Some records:
* Begin *

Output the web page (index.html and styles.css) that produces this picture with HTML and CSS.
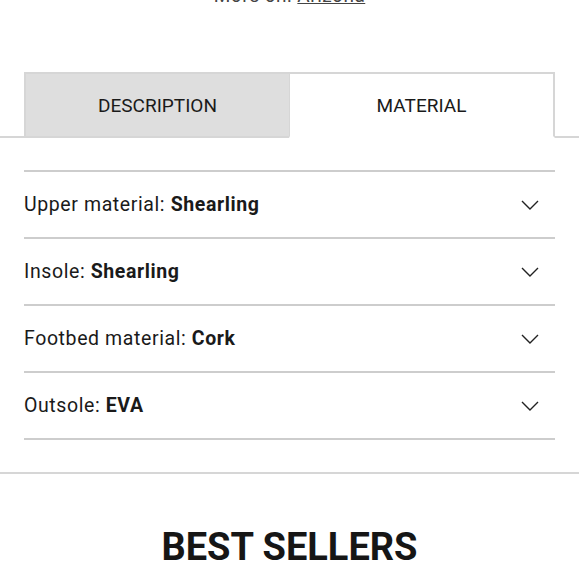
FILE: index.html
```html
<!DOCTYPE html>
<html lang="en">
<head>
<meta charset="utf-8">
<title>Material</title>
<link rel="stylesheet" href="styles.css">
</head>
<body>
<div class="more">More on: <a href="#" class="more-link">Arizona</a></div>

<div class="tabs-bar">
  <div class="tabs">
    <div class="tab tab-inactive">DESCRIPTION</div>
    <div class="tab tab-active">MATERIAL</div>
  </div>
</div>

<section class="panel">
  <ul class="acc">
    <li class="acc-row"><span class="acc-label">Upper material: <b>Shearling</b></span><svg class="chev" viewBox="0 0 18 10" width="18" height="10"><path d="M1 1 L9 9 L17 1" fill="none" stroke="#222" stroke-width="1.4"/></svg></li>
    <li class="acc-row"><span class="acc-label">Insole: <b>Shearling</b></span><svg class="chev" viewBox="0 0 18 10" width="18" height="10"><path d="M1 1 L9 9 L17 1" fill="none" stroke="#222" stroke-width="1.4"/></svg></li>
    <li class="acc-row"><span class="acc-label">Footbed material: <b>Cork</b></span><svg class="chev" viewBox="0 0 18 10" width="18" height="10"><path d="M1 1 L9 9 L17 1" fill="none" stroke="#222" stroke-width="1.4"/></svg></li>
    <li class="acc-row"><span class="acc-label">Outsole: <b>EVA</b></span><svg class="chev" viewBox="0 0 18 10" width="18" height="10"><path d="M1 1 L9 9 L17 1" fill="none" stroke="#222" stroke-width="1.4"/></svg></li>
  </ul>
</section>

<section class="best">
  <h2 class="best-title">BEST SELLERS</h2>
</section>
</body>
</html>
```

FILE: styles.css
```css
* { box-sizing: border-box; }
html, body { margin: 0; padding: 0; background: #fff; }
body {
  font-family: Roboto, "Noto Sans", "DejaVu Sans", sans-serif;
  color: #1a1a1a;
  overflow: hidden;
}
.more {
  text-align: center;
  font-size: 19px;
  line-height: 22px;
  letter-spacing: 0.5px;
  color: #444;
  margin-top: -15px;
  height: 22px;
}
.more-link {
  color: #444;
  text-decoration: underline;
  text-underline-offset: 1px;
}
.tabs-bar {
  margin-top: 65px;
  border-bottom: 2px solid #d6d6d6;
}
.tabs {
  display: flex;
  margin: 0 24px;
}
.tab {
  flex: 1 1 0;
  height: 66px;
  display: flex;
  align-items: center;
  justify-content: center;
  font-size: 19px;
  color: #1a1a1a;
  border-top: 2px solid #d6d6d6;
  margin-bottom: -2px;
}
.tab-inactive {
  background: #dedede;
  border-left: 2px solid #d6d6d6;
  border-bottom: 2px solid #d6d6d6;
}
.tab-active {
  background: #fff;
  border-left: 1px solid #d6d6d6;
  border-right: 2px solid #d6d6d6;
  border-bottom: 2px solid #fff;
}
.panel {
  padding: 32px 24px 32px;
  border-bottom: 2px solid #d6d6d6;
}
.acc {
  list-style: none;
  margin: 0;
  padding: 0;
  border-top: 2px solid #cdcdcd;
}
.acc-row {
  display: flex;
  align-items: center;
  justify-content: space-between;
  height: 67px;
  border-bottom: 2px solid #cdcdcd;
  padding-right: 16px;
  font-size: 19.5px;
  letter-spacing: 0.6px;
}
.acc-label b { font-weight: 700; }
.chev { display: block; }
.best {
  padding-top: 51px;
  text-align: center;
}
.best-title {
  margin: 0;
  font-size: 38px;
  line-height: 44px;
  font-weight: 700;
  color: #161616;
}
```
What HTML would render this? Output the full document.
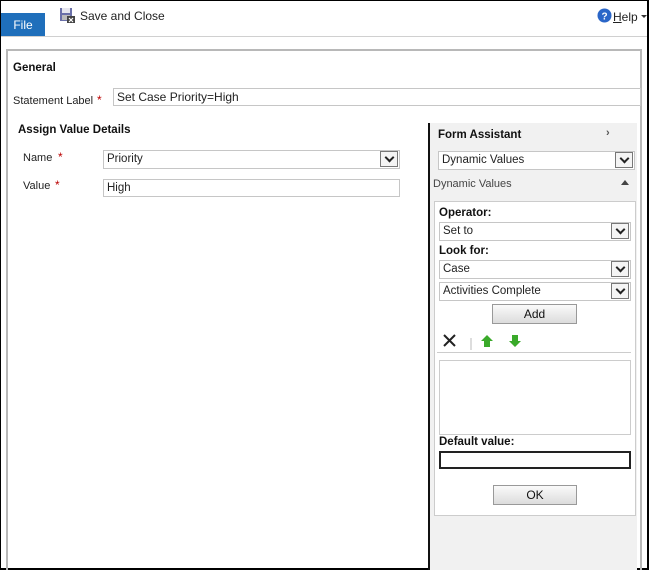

* End *

▶ [Stated goal] Write the full listing out again with every line unchanged, but include no pictures.

▶ [Full answer]
Output the web page (index.html and styles.css) that produces this picture with HTML and CSS.
FILE: index.html
```html
<!DOCTYPE html>
<html lang="en">
<head>
<meta charset="utf-8">
<title>Material</title>
<link rel="stylesheet" href="styles.css">
</head>
<body>
<div class="more">More on: <a href="#" class="more-link">Arizona</a></div>

<div class="tabs-bar">
  <div class="tabs">
    <div class="tab tab-inactive">DESCRIPTION</div>
    <div class="tab tab-active">MATERIAL</div>
  </div>
</div>

<section class="panel">
  <ul class="acc">
    <li class="acc-row"><span class="acc-label">Upper material: <b>Shearling</b></span><svg class="chev" viewBox="0 0 18 10" width="18" height="10"><path d="M1 1 L9 9 L17 1" fill="none" stroke="#222" stroke-width="1.4"/></svg></li>
    <li class="acc-row"><span class="acc-label">Insole: <b>Shearling</b></span><svg class="chev" viewBox="0 0 18 10" width="18" height="10"><path d="M1 1 L9 9 L17 1" fill="none" stroke="#222" stroke-width="1.4"/></svg></li>
    <li class="acc-row"><span class="acc-label">Footbed material: <b>Cork</b></span><svg class="chev" viewBox="0 0 18 10" width="18" height="10"><path d="M1 1 L9 9 L17 1" fill="none" stroke="#222" stroke-width="1.4"/></svg></li>
    <li class="acc-row"><span class="acc-label">Outsole: <b>EVA</b></span><svg class="chev" viewBox="0 0 18 10" width="18" height="10"><path d="M1 1 L9 9 L17 1" fill="none" stroke="#222" stroke-width="1.4"/></svg></li>
  </ul>
</section>

<section class="best">
  <h2 class="best-title">BEST SELLERS</h2>
</section>
</body>
</html>
```

FILE: styles.css
```css
* { box-sizing: border-box; }
html, body { margin: 0; padding: 0; background: #fff; }
body {
  font-family: Roboto, "Noto Sans", "DejaVu Sans", sans-serif;
  color: #1a1a1a;
  overflow: hidden;
}
.more {
  text-align: center;
  font-size: 19px;
  line-height: 22px;
  letter-spacing: 0.5px;
  color: #444;
  margin-top: -15px;
  height: 22px;
}
.more-link {
  color: #444;
  text-decoration: underline;
  text-underline-offset: 1px;
}
.tabs-bar {
  margin-top: 65px;
  border-bottom: 2px solid #d6d6d6;
}
.tabs {
  display: flex;
  margin: 0 24px;
}
.tab {
  flex: 1 1 0;
  height: 66px;
  display: flex;
  align-items: center;
  justify-content: center;
  font-size: 19px;
  color: #1a1a1a;
  border-top: 2px solid #d6d6d6;
  margin-bottom: -2px;
}
.tab-inactive {
  background: #dedede;
  border-left: 2px solid #d6d6d6;
  border-bottom: 2px solid #d6d6d6;
}
.tab-active {
  background: #fff;
  border-left: 1px solid #d6d6d6;
  border-right: 2px solid #d6d6d6;
  border-bottom: 2px solid #fff;
}
.panel {
  padding: 32px 24px 32px;
  border-bottom: 2px solid #d6d6d6;
}
.acc {
  list-style: none;
  margin: 0;
  padding: 0;
  border-top: 2px solid #cdcdcd;
}
.acc-row {
  display: flex;
  align-items: center;
  justify-content: space-between;
  height: 67px;
  border-bottom: 2px solid #cdcdcd;
  padding-right: 16px;
  font-size: 19.5px;
  letter-spacing: 0.6px;
}
.acc-label b { font-weight: 700; }
.chev { display: block; }
.best {
  padding-top: 51px;
  text-align: center;
}
.best-title {
  margin: 0;
  font-size: 38px;
  line-height: 44px;
  font-weight: 700;
  color: #161616;
}
```
What HTML would render this? Output the full document.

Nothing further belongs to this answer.